Nannyogg88, how is you grandson with singing? It is sometimes the case that the rhythm and rhyme of songs makes them articulate the words more clearly. Encourage him to sing along with a favourite CD, especially if it's funny. It might surprise you.

harrigran Sat 25-Jun-11 10:05:16

I agree with Annobel, singing seems to encourage speech and interaction. My 21 month grandchild can sing,in tune, most of the songs from Cbeebies.

HildaW Sat 25-Jun-11 12:55:31

Yet another good reason for Grandparents to get them into the good old nursery rhymes.....all those sound repeats, rhymes etc are brilliant. My little one went back to his Mum full of Hickory Dickoryies and Baa Baas the other day.....he was loving it.

jackyann Sat 25-Jun-11 16:37:55

nannyog88 - it is almost impossible to know whether this is serious or "just one of those things" as so many grans have experienced.
What is worrying dad? He may have "ostrich" syndrome.

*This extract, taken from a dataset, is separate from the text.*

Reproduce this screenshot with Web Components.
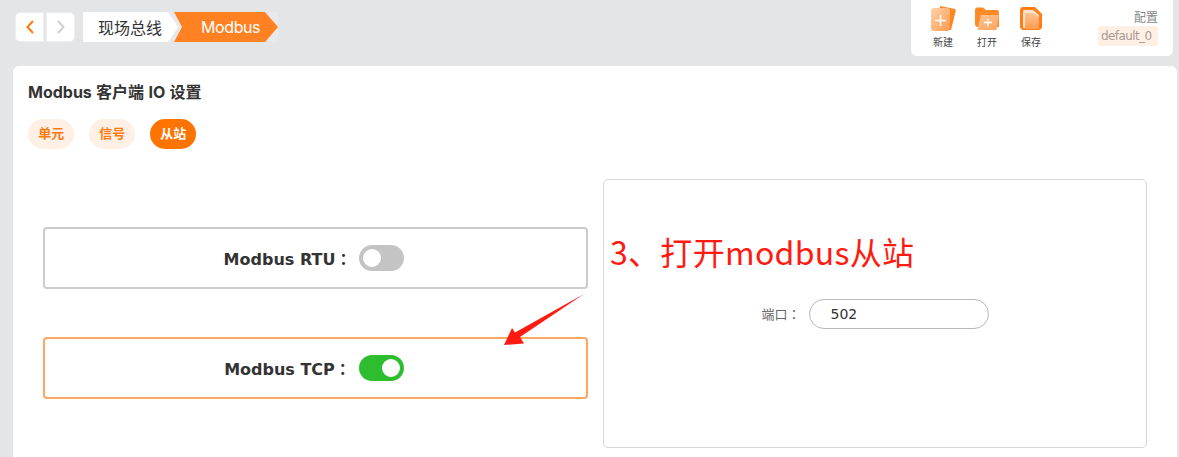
<!DOCTYPE html>
<html>
<head>
<meta charset="utf-8">
<style>
html, body { margin: 0; height: 100%; overflow: hidden; }
body { background: #e4e5e7; font-family: "Liberation Sans", "Noto Sans CJK SC", sans-serif; }
</style>
</head>
<body>
<app-page></app-page>

<script>
const CJK = '"DejaVu Sans", "Noto Sans CJK SC", sans-serif';
const CJK_TC = '"DejaVu Sans", "Noto Sans CJK TC", sans-serif';

class NavArrows extends HTMLElement {
    connectedCallback() {
        this.attachShadow({ mode: 'open' });
        this.shadowRoot.innerHTML = `
            <style>
                :host { display: flex; gap: 2px; margin-top: 12px; height: 30px; }
                button {
                    width: 29px; height: 30px; padding: 0; border: 1px solid #eceef0; background: #fff;
                    display: flex; align-items: center; justify-content: center;
                }
                .l { border-radius: 5px 0 0 5px; }
                .r { border-radius: 0 5px 5px 0; }
            </style>
            <button class="l"><svg width="10" height="16" viewBox="0 0 10 16"><path d="M8 2 L2.5 8 L8 14" fill="none" stroke="#ff7a0d" stroke-width="2"/></svg></button>
            <button class="r"><svg width="10" height="16" viewBox="0 0 10 16"><path d="M2 2 L7.5 8 L2 14" fill="none" stroke="#cfcfcf" stroke-width="2"/></svg></button>
        `;
    }
}

class BreadCrumb extends HTMLElement {
    connectedCallback() {
        this.attachShadow({ mode: 'open' });
        this.shadowRoot.innerHTML = `
            <style>
                :host { display: flex; margin: 12px 0 0 8px; height: 30px; background: #e9e9e9; }
                .a, .b { display: flex; align-items: center; height: 30px; }
                .a {
                    width: 95px; padding-left: 15px; box-sizing: border-box; background: #fff; color: #333; font: 16px ${CJK};
                    clip-path: polygon(0 0, 85px 0, 100% 50%, 85px 100%, 0 100%);
                }
                .b {
                    width: 104px; margin-left: -4px; padding-left: 27px; box-sizing: border-box; background: #ff8122; color: #fff; font: 16px "Inter", sans-serif; letter-spacing: -0.4px;
                    clip-path: polygon(0 0, 91px 0, 100% 50%, 91px 100%, 0 100%, 8px 50%);
                }
            </style>
            <div class="a">现场总线</div>
            <div class="b">Modbus</div>
        `;
    }
}

class ToolItem extends HTMLElement {
    connectedCallback() {
        this.attachShadow({ mode: 'open' });
        this.shadowRoot.innerHTML = `
            <style>
                :host { display: flex; flex-direction: column; align-items: center; width: 44px; font: 10px ${CJK}; color: #444; }
                .ic { height: 29px; margin-top: 6px; display: flex; align-items: flex-start; }
                .t { margin-top: 1px; line-height: 13px; }
            </style>
            <div class="ic"><slot name="icon"></slot></div>
            <div class="t"><slot></slot></div>
        `;
    }
}

class ToolBar extends HTMLElement {
    connectedCallback() {
        this.attachShadow({ mode: 'open' });
        this.shadowRoot.innerHTML = `
            <style>
                :host {
                    display: flex; margin-left: auto; margin-right: 6px; width: 262px; height: 56px; box-sizing: border-box;
                    background: #fff; border-radius: 0 0 6px 6px; padding-left: 10px;
                }
                .cfg { margin-left: auto; padding: 11px 15px 0 0; display: flex; flex-direction: column; align-items: flex-end; }
                .lab { font: 12px/14px ${CJK}; color: #888; }
                .val {
                    margin-top: 1px; width: 60px; height: 20px; box-sizing: border-box; background: #fff0e6; color: #a89a90;
                    font: 12px/20px "DejaVu Sans", sans-serif; padding-left: 3px; letter-spacing: -0.6px;
                }
                svg { display: block; }
            </style>
            <tool-item>
                <svg slot="icon" width="26" height="26" viewBox="0 0 26 26">
                    <defs><linearGradient id="g1" x1="0" y1="0" x2="1" y2="1"><stop offset="0" stop-color="#ffd2ad"/><stop offset="1" stop-color="#ff9a4d"/></linearGradient></defs>
                    <path d="M10 0 L25 3 Q26 3.500 25.700 5 L21 24 L10 24 Z" fill="#ff8520"/>
                    <rect x="1" y="2" width="19" height="23" rx="3" fill="url(#g1)"/>
                    <path d="M10.500 9 V20 M5 14.500 H16" stroke="#fff" stroke-width="1.500"/>
                </svg>新建</tool-item>
            <tool-item>
                <svg slot="icon" width="26" height="26" viewBox="0 0 26 26">
                    <defs><linearGradient id="g2" x1="0" y1="0" x2="1" y2="1"><stop offset="0" stop-color="#ffc597"/><stop offset="1" stop-color="#ffa25c"/></linearGradient></defs>
                    <path d="M1 5 Q1 1.500 3 1.500 H9 L12 4 H23 Q25 4 25 6 V21 H4 Q1 21 1 18 Z" fill="#ff8a28"/>
                    <path d="M7 9 H25 L22.500 24 H3.500 Z" fill="url(#g2)"/>
                    <path d="M14 12.500 V20.500 M10 16.500 H18" stroke="#fff" stroke-width="1.300"/>
                </svg>打开</tool-item>
            <tool-item>
                <svg slot="icon" width="26" height="26" viewBox="0 0 26 26">
                    <defs><linearGradient id="g3" x1="0" y1="0" x2="0" y2="1"><stop offset="0" stop-color="#ffc294"/><stop offset="1" stop-color="#ff9a4f"/></linearGradient></defs>
                    <path d="M5 1 H17 L24 8 V20 Q24 24 20 24 H6 Q2 24 2 20 V5 Q2 1 5 1 Z" fill="#ff7d12"/>
                    <path d="M6 4 H15 L21 9 V22 H5 V5 Z" fill="#ffe3cd"/>
                    <path d="M7 7 H15 L21 11 V23 H7 Z" fill="url(#g3)"/>
                </svg>保存</tool-item>
            <div class="cfg"><div class="lab">配置</div><div class="val">default_0</div></div>
        `;
    }
}

class TabPills extends HTMLElement {
    connectedCallback() {
        this.attachShadow({ mode: 'open' });
        this.shadowRoot.innerHTML = `
            <style>
                :host { display: flex; gap: 14.6px; margin-top: 16px; }
                span {
                    width: 46.4px; height: 30px; border-radius: 15px; background: #fff0e6; color: #ff7a0d;
                    font: 700 13px/30px ${CJK}; text-align: center;
                }
                .on { background: #ff7300; color: #fff; }
            </style>
            <span>单元</span><span>信号</span><span class="on">从站</span>
        `;
    }
}

class ModeBox extends HTMLElement {
    connectedCallback() {
        const on = this.hasAttribute('on');
        this.attachShadow({ mode: 'open' });
        this.shadowRoot.innerHTML = `
            <style>
                :host {
                    display: flex; align-items: center; justify-content: center; gap: 8px;
                    width: 545px; height: 62px; box-sizing: border-box; border-radius: 4px; padding-right: 3px;
                    border: 2px solid ${on ? '#ffa862' : '#cccccc'};
                    font: 700 16px ${CJK_TC}; color: #333;
                }
                .sw {
                    width: 45px; height: 26px; border-radius: 13px; background: ${on ? '#2ebd2e' : '#c4c4c4'};
                    display: flex; align-items: center; padding: 0 4px; box-sizing: border-box;
                    justify-content: ${on ? 'flex-end' : 'flex-start'};
                }
                .sw i { width: 18px; height: 18px; border-radius: 50%; background: #fff; }
            </style>
            <span><slot></slot></span>
            <div class="sw"><i></i></div>
        `;
    }
}

class PortPanel extends HTMLElement {
    connectedCallback() {
        this.attachShadow({ mode: 'open' });
        this.shadowRoot.innerHTML = `
            <style>
                :host {
                    display: flex; align-items: center; justify-content: center; gap: 8px;
                    width: 544px; height: 269px; box-sizing: border-box;
                    border: 1px solid #d6d6d6; border-radius: 5px;
                    font: 13px ${CJK_TC}; color: #666;
                }
                .inp {
                    width: 180px; height: 30px; box-sizing: border-box; border: 1px solid #b8b8b8; border-radius: 15px;
                    padding-left: 21px; font: 14px/28px "DejaVu Sans", sans-serif; color: #333;
                }
            </style>
            <span>端口：</span><div class="inp">502</div>
        `;
    }
}

class MainCard extends HTMLElement {
    connectedCallback() {
        this.attachShadow({ mode: 'open' });
        this.shadowRoot.innerHTML = `
            <style>
                :host {
                    display: block; position: relative; margin: 10px 2px 0 13px; height: 391px; box-sizing: border-box;
                    background: #fff; border-radius: 6px 6px 0 0; padding: 16px 0 0 15px;
                }
                h1 { margin: 0; font: 700 16px/21px "Inter", "Noto Sans CJK SC", sans-serif; color: #333; word-spacing: 0.5px; }
                .cols { display: flex; margin-top: 30px; }
                .left { display: flex; flex-direction: column; gap: 48px; margin: 48px 15px 0 15px; }
                .note {
                    position: absolute; left: 597px; top: 162px; font: 32px/46px "Noto Sans CJK SC", sans-serif; color: #ff1a12;
                    white-space: nowrap; letter-spacing: 0.3px;
                }
                svg { position: absolute; left: 485px; top: 226px; }
            </style>
            <h1>Modbus 客户端 IO 设置</h1>
            <tab-pills></tab-pills>
            <div class="cols">
                <div class="left">
                    <mode-box>Modbus RTU：</mode-box>
                    <mode-box on>Modbus TCP：</mode-box>
                </div>
                <port-panel></port-panel>
            </div>
            <div class="note">3、打开modbus从站</div>
            <svg width="90" height="60" viewBox="0 0 90 60"><path d="M86 2 L22 45 L26 51.500 L6 53 L14 36 L17 40.500 Z" fill="#ff1a12"/></svg>
        `;
    }
}

class AppPage extends HTMLElement {
    connectedCallback() {
        this.attachShadow({ mode: 'open' });
        this.shadowRoot.innerHTML = `
            <style>
                :host { display: block; height: 457px; overflow: hidden; }
                .top { display: flex; height: 56px; padding-left: 15px; }
            </style>
            <div class="top">
                <nav-arrows></nav-arrows>
                <bread-crumb></bread-crumb>
                <tool-bar></tool-bar>
            </div>
            <main-card></main-card>
        `;
    }
}

customElements.define('nav-arrows', NavArrows);
customElements.define('bread-crumb', BreadCrumb);
customElements.define('tool-item', ToolItem);
customElements.define('tool-bar', ToolBar);
customElements.define('tab-pills', TabPills);
customElements.define('mode-box', ModeBox);
customElements.define('port-panel', PortPanel);
customElements.define('main-card', MainCard);
customElements.define('app-page', AppPage);
</script>
</body>
</html>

As so many children's speech does suddenly develop well (see above) people can think ignoring it is justified. The ones who got it wrong & delayed getting help that was needed will rarely tell you their story.
Some parents worry about "labelling" and may need reassurance about how nurseries & schools conduct themselves theses days.
Speech development is a marker for so many other aspects of child development - physical, intellectual, social, that getting it right is vital.
So I think your job is to support the parents as they work out how to handle this.

To give a parallel example: children who are not walking at 18 months are usually investigated. 90% of them will be walking by 2 and no-one knows why. But for 10% those 6 months of investigation are vital.